If one examines the legal landscape of contemporary Europe, one will be struck by the institutional salience of constitutional courts. In a long evolution that started after the First World War and reached its climax after the fall of communism, most European countries have established these special courts in order to protect their national constitutions against offensive legislation.1 Europe is now clearly associated with a "centralized model" of constitutional review, where only one court has authority to strike down a law as unconstitutional, while the United States exemplifies the "decentralized model," where all courts are empowered to set aside legislation if it violates the Constitution.2

Historically, the European option in favor of a centralized model is linked to the value of legal certainty. Disagreements arise among courts if they are given the power to review the constitutional validity of legislation. These disagreements make the law more uncertain for both citizens and governmental authorities. In contrast, if only a constitutional court has the power to check legislation, no risk of disagreement among courts exists. Centralization is thought to be an efficient solution to the problem of judicial divergence.3

But quite apart from this foundational rationale of the centralized model, the decision to centralize constitutional review in a special court may have other effects (whether intended or not). In this Article, I will offer some thoughts about the consequences of this choice in connection with two questions. First, to what degree can constitutional courts avoid constitutional issues? And second, to what extent can they engage in a deferential type of review when they check legislation? My main thesis is that, other things being equal, constitutional courts are less likely to engage in these two forms of passivism than are courts in a decentralized model. Some features of constitutional courts press them in the direction of activism.

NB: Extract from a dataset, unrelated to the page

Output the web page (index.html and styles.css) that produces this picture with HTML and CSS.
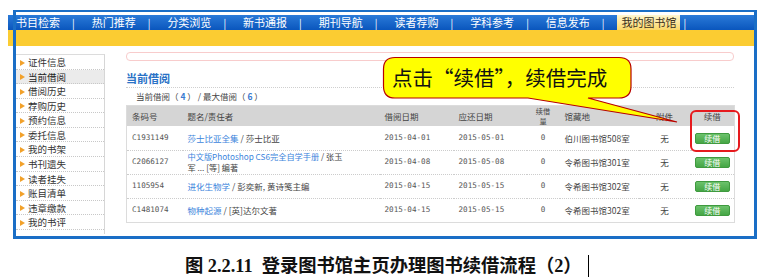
FILE: index.html
```html
<!DOCTYPE html>
<html lang="zh">
<head>
<meta charset="utf-8">
<title>图书续借</title>
<link rel="stylesheet" href="styles.css">
</head>
<body>
<div class="page">
  <div class="shot">
    <nav class="topnav">
      <a class="nav-item">书目检索</a><span class="sep">|</span>
      <a class="nav-item">热门推荐</a><span class="sep">|</span>
      <a class="nav-item">分类浏览</a><span class="sep">|</span>
      <a class="nav-item">新书通报</a><span class="sep">|</span>
      <a class="nav-item">期刊导航</a><span class="sep">|</span>
      <a class="nav-item">读者荐购</a><span class="sep">|</span>
      <a class="nav-item">学科参考</a><span class="sep">|</span>
      <a class="nav-item">信息发布</a><span class="sep">|</span>
      <a class="nav-item active">我的图书馆</a><span class="sep">|</span>
    </nav>
    <div class="yellowbar"></div>
    <div class="content">
      <ul class="side">
        <li>证件信息</li>
        <li class="on">当前借阅</li>
        <li>借阅历史</li>
        <li>荐购历史</li>
        <li>预约信息</li>
        <li>委托信息</li>
        <li>我的书架</li>
        <li>书刊遗失</li>
        <li>读者挂失</li>
        <li>账目清单</li>
        <li>违章缴款</li>
        <li>我的书评</li>
      </ul>
      <main class="main">
        <div class="pinkbox"></div>
        <h2 class="heading">当前借阅</h2>
        <div class="count">当前借阅（ <b>4</b> ） / 最大借阅（ <b>6</b> ）</div>
        <table class="loans">
          <colgroup>
            <col class="c1"><col class="c2"><col class="c3"><col class="c4"><col class="c5"><col class="c6"><col class="c7"><col class="c8">
          </colgroup>
          <thead>
            <tr>
              <th>条码号</th><th>题名/责任者</th><th>借阅日期</th><th>应还日期</th><th class="ctr small">续借<br>量</th><th>馆藏地</th><th class="ctr">附件</th><th class="ctr">续借</th>
            </tr>
          </thead>
          <tbody>
            <tr>
              <td class="mono">C1931149</td>
              <td><a class="book">莎士比亚全集</a> / 莎士比亚</td>
              <td class="mono">2015-04-01</td>
              <td class="mono">2015-05-01</td>
              <td class="ctr mono">0</td>
              <td>伯川图书馆508室</td>
              <td class="ctr">无</td>
              <td class="ctr"><button class="renew">续借</button></td>
            </tr>
            <tr>
              <td class="mono">C2066127</td>
              <td class="two"><a class="book">中文版Photoshop CS6完全自学手册</a> / 张玉<br>军 ... [等] 编著</td>
              <td class="mono">2015-04-08</td>
              <td class="mono">2015-05-08</td>
              <td class="ctr mono">0</td>
              <td>令希图书馆301室</td>
              <td class="ctr">无</td>
              <td class="ctr"><button class="renew">续借</button></td>
            </tr>
            <tr>
              <td class="mono">1105954</td>
              <td><a class="book">进化生物学</a> / 彭奕新, 黄诗笺主编</td>
              <td class="mono">2015-04-15</td>
              <td class="mono">2015-05-15</td>
              <td class="ctr mono">0</td>
              <td>令希图书馆302室</td>
              <td class="ctr">无</td>
              <td class="ctr"><button class="renew">续借</button></td>
            </tr>
            <tr>
              <td class="mono">C1481074</td>
              <td><a class="book">物种起源</a> / [英]达尔文著</td>
              <td class="mono">2015-04-15</td>
              <td class="mono">2015-05-15</td>
              <td class="ctr mono">0</td>
              <td>令希图书馆302室</td>
              <td class="ctr">无</td>
              <td class="ctr"><button class="renew">续借</button></td>
            </tr>
          </tbody>
        </table>
      </main>
    </div>
  </div>
  <div class="frame"></div>
  <div class="redbox"></div>
  <div class="callout">
    <svg class="callout-shape" width="300" height="70" viewBox="0 0 300 70">
      <path d="M15 2.5 H239 Q251 2.5 251 14 V31 Q251 43 239 43 H208 L297 67 L148 43 H15 Q3.5 43 3.5 31 V14 Q3.5 2.5 15 2.5 Z" fill="#ffff00" stroke="#b80000" stroke-width="1.2"/>
    </svg>
    <span class="callout-text">点击“续借”，续借完成</span>
  </div>
  <p class="caption">图 <span class="num">2.2.11</span>&nbsp; 登录图书馆主页办理图书续借流程（2）<span class="cursor"></span></p>
</div>
</body>
</html>
```

FILE: styles.css
```css
* { box-sizing: border-box; }
html, body { margin: 0; padding: 0; background: #fff; }
body { font-family: "Noto Sans CJK SC", "Noto Sans", sans-serif; color: #333; }

.page { position: relative; width: 767px; height: 279px; overflow: hidden; }

.shot { margin: 0 0 0 8px; padding-top: 15px; width: 748px; height: 239px; }

.topnav {
  display: flex; align-items: center; height: 15px; padding-left: 8px;
  background: linear-gradient(#2a7ad8, #0a56bd);
  font-size: 11px; line-height: 15px; color: #fff; white-space: nowrap;
}
.nav-item { display: block; width: 44px; margin-right: 12px; }
.sep { display: block; width: 3px; margin-right: 16.7px; font-size: 10px; }
.nav-item.active {
  width: auto; margin-left: -5px; margin-right: 4px; padding: 0 3px 0 5px;
  background: linear-gradient(#fff6d0, #fbd867);
  color: #3a3020; height: 15px;
}

.yellowbar { height: 16px; background: #fbcc32; }

.content { display: flex; padding-left: 8px; }

.side {
  list-style: none; margin: 8px 0 0 0; padding: 0; width: 89px;
  border-top: 1px solid #dcdcdc; border-right: 1px solid #d6d6d6;
  padding-bottom: 4px;
}
.side li {
  position: relative; height: 14.57px; line-height: 14px;
  padding-left: 12px; font-size: 9.5px; color: #333;
  border-bottom: 1px dotted #c8c8c8;
}
.side li::before {
  content: ""; position: absolute; left: 4px; top: 4.5px;
  border-left: 5px solid #f2a12a; border-top: 3px solid transparent; border-bottom: 3px solid transparent;
}
.side li.on { background: #ebebeb; color: #222; }

.main { width: 608px; margin-left: 21px; padding-top: 6px; }

.pinkbox { height: 9px; border: 1px solid #f8cccc; border-radius: 4px; }

.heading {
  margin: 8px 0 0 0; height: 19px; line-height: 18px;
  font-size: 11px; font-weight: bold; color: #2a72c6;
  border-bottom: 1px dotted #cfcfcf;
}
.count { height: 17px; line-height: 17px; padding-left: 10px; font-size: 8.5px; color: #444; }
.count b { color: #3a7ad0; font-weight: bold; }

.loans {
  width: 608px; table-layout: fixed; border-collapse: collapse;
  border: 1px solid #dcdcdc; font-size: 8.5px; color: #444;
}
.loans col.c1 { width: 56px; }
.loans col.c2 { width: 197px; }
.loans col.c3 { width: 74px; }
.loans col.c4 { width: 73px; }
.loans col.c5 { width: 33px; }
.loans col.c6 { width: 79px; }
.loans col.c7 { width: 52px; }
.loans col.c8 { width: 44px; }
.loans th {
  height: 20px; background: #d5d5d5; font-weight: normal; text-align: left;
  padding: 0 0 0 5px; line-height: 10px; color: #444;
}
.loans th.small { font-size: 7.2px; line-height: 10px; padding: 0; }
.loans td {
  height: 24px; padding: 0 0 0 5px; line-height: 10px;
  border-bottom: 1px dotted #cccccc; white-space: nowrap;
}
.loans tbody tr:last-child td { border-bottom: none; }
.loans td.two { white-space: normal; font-size: 8.2px; line-height: 11.6px; }
.loans .ctr { text-align: center; padding-left: 0; }
.mono { font-family: "DejaVu Sans Mono", monospace; font-size: 7.6px; color: #555; }
.book { color: #3d85dc; }

.renew {
  display: inline-block; width: 35px; height: 11px; padding: 0; margin: 0;
  border: 1px solid #3f9a3f; border-radius: 2px;
  background: linear-gradient(#6cc26c, #45a645);
  color: #fff; font: 8px/9px "Noto Sans CJK SC", sans-serif;
  vertical-align: middle;
}

.frame {
  position: absolute; left: 13px; top: 10px; width: 744px; height: 229px;
  border: 3px solid #1a6ec6; border-top-width: 2px;
  pointer-events: none;
}

.redbox {
  position: absolute; left: 690px; top: 110px; width: 50px; height: 42px;
  border: 2px solid #e61a1e; border-radius: 6px;
}

.callout { position: absolute; left: 380px; top: 55px; width: 300px; height: 70px; }
.callout-shape { position: absolute; left: 0; top: 0; }
.callout-text {
  position: relative; display: block; padding: 11px 0 0 12px;
  font-size: 20.5px; line-height: 22px; color: #111; white-space: nowrap;
}

.caption {
  margin: 0; position: absolute; left: 185px; top: 255px; height: 22px;
  font-family: "Liberation Serif", "Noto Sans CJK SC", serif;
  font-size: 18.3px; font-weight: bold; line-height: 22px; color: #111; white-space: nowrap;
}
.caption .num { font-family: "Liberation Serif", serif; }
.cursor {
  display: inline-block; width: 1px; height: 22px; margin-left: 6px;
  background: #000; vertical-align: top;
}
```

I want to be clear at the outset, however, that many other factors may alter the degree of passivism or activism of courts in a given country. So, for example, in order to have a complete picture, one would need to examine the political process that a country has, the dominant cultural assumptions about the role of courts, the possible connections between the domestic courts and supranational institutions and practices, and other similar factors. These factors may reinforce or, on the contrary, work against the potential consequences of establishing a special constitutional court. My point is simply that if a country sets up a constitutional court, it introduces a vector of activism. That is, other things being equal, the country with a constitutional court will tend to have more activist judicial review.

II. A "Dualist Structure"

Before arguing my case, it is important to isolate some features of the centralized model that are relevant to this discussion. I propose that we say the centralized model is based on a dualist structure, for it divides the judiciary, as understood in a broad sense, into two parts: "ordinary courts" and the "constitutional court." The model assigns different tasks to each of them. To simplify, it assigns ordinary courts the "ordinary judicial function," which consists of applying legislation to decide concrete cases, while it entrusts the constitutional court with the "constitutional function," which consists of reviewing the validity of legislation under the constitution. In contrast, the decentralized American model is based on a monist structure: there is a single judicial branch which exercises the two functions at the same time.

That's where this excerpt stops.